So a guy walks into a bar in Alabama with a vibrator in one hand and a machine gun in the other… Here’s the punchline: Sex toys are still illegal in Alabama, while it is fully legal to have an AK-47. And yet alcohol is illegal in 38% of the state. And you thought California was crazy.
A story in the Capitol Hill Blue says the President’s on drugs. The article says the President’s physician, Col. Richard J. Tubb, is prescribing anti-depressants. Although even if this were true, he’d join Kennedy, Nixon and G.H.W. Bush as druggies.

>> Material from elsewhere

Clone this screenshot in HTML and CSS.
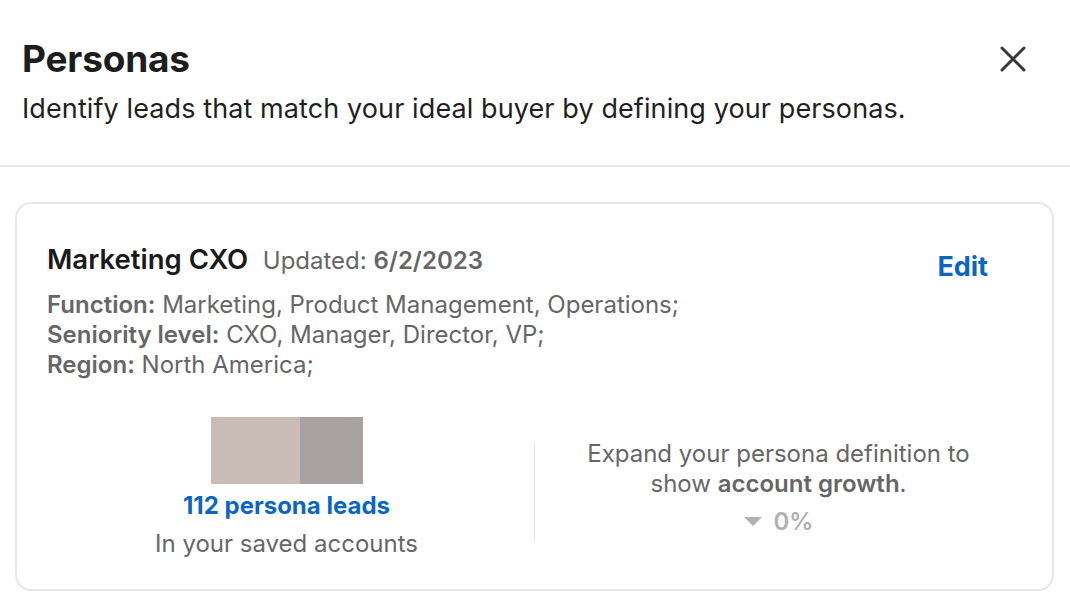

Photographers Monique and Chris Fallows have been photographing huge sharks as they leap from the water to chomp their prey off Seal Island, South Africa. Along with great photos of flying sharks, they offer this advice to a swimmer pursued by sharks: the best way to change their behavior is to drop your legs so that you are in a vertical orientation, face them, and if need be, slowly swim towards them. No predator, terrestrial or marine, is used to having its prey swim or walk towards it. Yeah right, that’s what I’m gonna do. Check out their flying sharks gallery 1 and gallery 2.
For the third time in six weeks chunks of concrete are falling from the upper deck of Wrigley Field. It was a piece of concrete the size of my husband’s hand that could have killed us. I couldn’t really concentrate on the game. I kept looking up and thinking, ‘Is something else going to fall?,’ said Cubs fan Elvira Stano.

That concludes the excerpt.